Wiltjer was never going to drop windmill slams like Blake Griffin or play perimeter defense like Kawhi Leonard. That’s simply not his game. He’s a born shooter with a high basketball IQ. But, through hard work in the weight room and diligence sharpening his quicks, Wiltjer won’t be the liability he was once defensively or be resigned to casting jumpers from deep. He’s confident, stronger, and ready to remind the haters how well-rounded his game can look.

“I feel like the year off has helped me make a lot of gains in my strength and my quickness and movement,” said Wiltjer. “I just feel more fluid on the court. I definitely feel a lot stronger on the block, and I feel like I’ve really diversified my game. I’m a much more improved post presence.”

Strength-wise, Wiltjer said “all his numbers are up” in the weight room, and anticipates that added muscle will translate over to the floor. It helps that guys such as Olynk, Sacre and Los Angeles Laker small forward Elias Harris have been on the ‘Zags’ campus this summer, banging on Wiltjer in the post, priming him for the challenges that lie ahead.

“Early in the year, it showed me what I needed to work on,” said Wiltjer. “Now, it shows me I can compete with those guys every day they’re there.”

Photo Credit: COURTESY PHOTO: UK ATHLETICS/CHET WHITE - Former Jesuit Crusader Kyle Wiltjer made an impact at the University of Kentucky with his three-point shooting ability, making 35 triples as a freshman.

Wiltjer estimates he’s in the “235-240-pound range” but more importantly, he’s trimmed down his body composition and packed on more brawn to his sinewy physique. Wiltjer said his shot “hasn’t gone anywhere” and it’s still going to be the main meal ticket if and when he moves onto the professional level.

Nonetheless, morphing into a bigger, stronger power forward will only add to his capacity to handle the load in the post and give him the bulk needed to utilize that old school post game.

“It’s helped me use my shot to my advantage, taking people off the dribble,” said Wiltjer. “Getting fouled is a key thing I’ve been working on because I’m a good foul shooter.”

Jesuit head coach Gene Potter anticipates Wiltjer’s talent will fit in well with Few’s offensive and defensive philosophies. Both he and Wiltjer forsee Gonzaga being a program that gets the most out of the former Gatorade Player of the Year.

“His ability to play inside-out is pretty unique,” said Potter of Wiltjer. “The college game is just so physical. Those guys are absolute men inside. So, you have to be able to hold your ground in order to play down there. Kyle’s got great post moves, but it’s really hard when someone’s leaning on you and beating on you all night long. That added weight is going to be a big benefit for him.”

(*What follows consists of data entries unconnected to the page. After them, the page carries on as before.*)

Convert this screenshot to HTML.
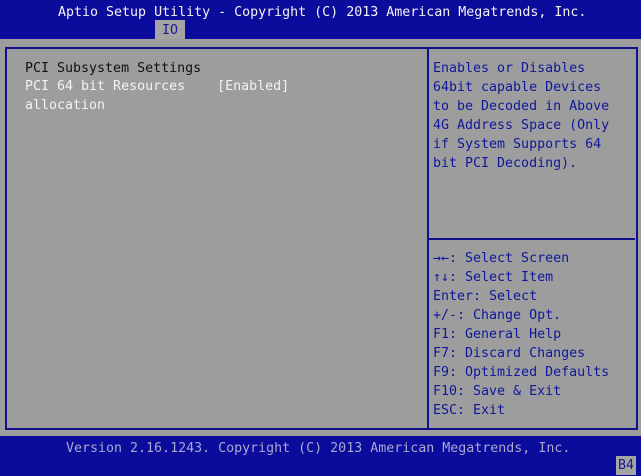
<!DOCTYPE html>
<html><head><meta charset="utf-8"><style>
*{margin:0;padding:0}
body{width:641px;height:476px;background:#9d9d9d;position:relative;overflow:hidden;font-family:"DejaVu Sans Mono","Liberation Mono",monospace;font-size:13.3px;line-height:19px}
.t{position:absolute;white-space:pre}
#top{position:absolute;left:0;top:0;width:641px;height:39px;background:#0c0c9c}
#bot{position:absolute;left:0;top:436px;width:641px;height:40px;background:#0c0c9c}
#tab{position:absolute;left:155px;top:20px;width:30px;height:19px;background:#a4a4a4}
#frame{position:absolute;left:5px;top:47px;width:629px;height:379px;border:2px solid #10108a}
#div{position:absolute;left:427px;top:47px;width:2px;height:381px;background:#10108a}
#hl{position:absolute;left:429px;top:238px;width:206px;height:2px;background:#10108a}
.w{color:#f2f2f2}.k{color:#111}.b{color:#10189a}
</style></head><body>
<div id="top"></div><div id="tab"></div>
<div class="t w" style="left:58px;top:3px">Aptio Setup Utility - Copyright (C) 2013 American Megatrends, Inc.</div>
<div class="t" style="left:162px;top:21px;color:#1a1a8a">IO</div>
<div id="frame"></div><div id="div"></div><div id="hl"></div>
<div class="t k" style="left:25px;top:59px">PCI Subsystem Settings</div>
<div class="t w" style="left:25px;top:77px">PCI 64 bit Resources    [Enabled]</div>
<div class="t w" style="left:25px;top:96px">allocation</div>
<div class="t b" style="left:433px;top:59px">Enables or Disables
64bit capable Devices
to be Decoded in Above
4G Address Space (Only
if System Supports 64
bit PCI Decoding).</div>
<div class="t b" style="left:433px;top:249px">→←: Select Screen
↑↓: Select Item
Enter: Select
+/-: Change Opt.
F1: General Help
F7: Discard Changes
F9: Optimized Defaults
F10: Save &amp; Exit
ESC: Exit</div>
<div id="bot"></div>
<div class="t" style="left:66px;top:439px;color:#a8a8d0">Version 2.16.1243. Copyright (C) 2013 American Megatrends, Inc.</div>
<div class="t" style="left:616px;top:456px;width:20px;height:19px;background:#a4a4a4;color:#1a1a8a;text-align:center">B4</div>
</body></html>
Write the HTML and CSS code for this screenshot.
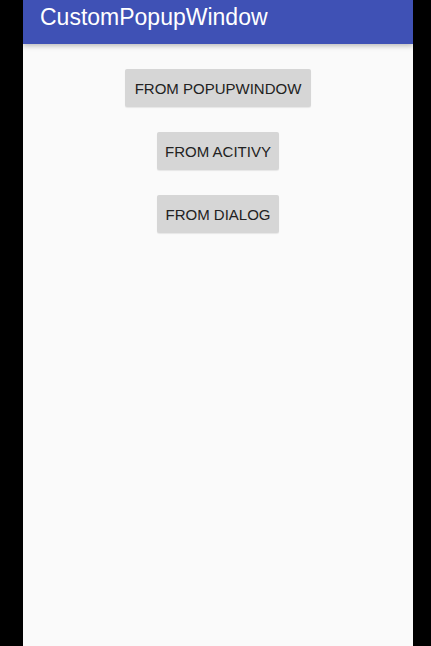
FILE: index.html
```html
<!DOCTYPE html>
<html>
<head>
<meta charset="utf-8">
<link rel="stylesheet" href="styles.css">
</head>
<body>
<div class="screen">
  <header class="appbar"><span class="title">CustomPopupWindow</span></header>
  <main class="content">
    <button class="btn btn-wide">FROM POPUPWINDOW</button>
    <button class="btn">FROM ACITIVY</button>
    <button class="btn">FROM DIALOG</button>
  </main>
</div>
</body>
</html>
```
FILE: styles.css
```css
html, body {
  margin: 0;
  padding: 0;
  background: #000;
  height: 100%;
}
.screen {
  margin-left: 23px;
  width: 390px;
  height: 646px;
  background: #fafafa;
  font-family: "Liberation Sans", Arial, sans-serif;
  overflow: hidden;
}
.appbar {
  height: 44px;
  background: #3f51b5;
  box-shadow: 0 2px 5px rgba(0,0,0,0.25);
  display: flex;
  align-items: flex-start;
  padding-left: 17px;
  position: relative;
}
.title {
  color: #fff;
  font-size: 23px;
  line-height: 34px;
}
.content {
  display: flex;
  flex-direction: column;
  align-items: center;
  gap: 25px;
  padding-top: 25px;
}
.btn {
  height: 38px;
  min-width: 122px;
  padding: 0 8px;
  border: none;
  border-radius: 2px;
  background: #d6d6d6;
  color: #222;
  font-family: "Liberation Sans", Arial, sans-serif;
  font-size: 15px;
  box-shadow: 0 1px 1px rgba(0,0,0,0.08);
}
.btn-wide {
  padding: 0 10px;
}
```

In a nutshell, the ‘Zags’ reputation for individual improvement precedes the program. Dating back to the late 1990s head coach Mark Few, the coaching staff and Gonzaga’s training staff are well-known for taking underrated talents such as Dan Dickau, Adam Morrison, Ronny Turiaf, Robert Sacre and fellow Canadian Kelly Olynk and transforming them into NBA-caliber players that go on to have long careers.

Playing professionally, whether it’s in the League or overseas is the utmost goal for any basketball player, and Wiltjer is no different. With two years to get better and more rugged in a program that systematically churns out pros, a new world of possibility for Wiltjer could be just around the corner.

A now redshirt junior, Wiltjer should be in the mix for a starting job at the four, playing alongside all-West Coast Conference big Przemek Karnowski and fellow countryman Kevin Pangos, getting looks from curious pro scouts to see if Wiltjer’s worthy of next-level consideration.

However, that’s looking far down the road. Wiltjer, who won three state titles during his time at Jesuit, wants to continue his victorious ways and help his ‘Zag teammates feel the same feeling he did back in 2012, cutting down the nets with Davis, Michael Kidd-Gilchrist, Terrance Jones and a horde of collegiate stars.

“I have big goals for myself, but I want to win first,” said Wiltjer. “I think all the personal accolades will come after that. The team is first, and I just really want to make a run with these guys to The Final Four. Having won in the past, it’s just an awesome feeling to accomplish something as a team and have all the hard work pay off.”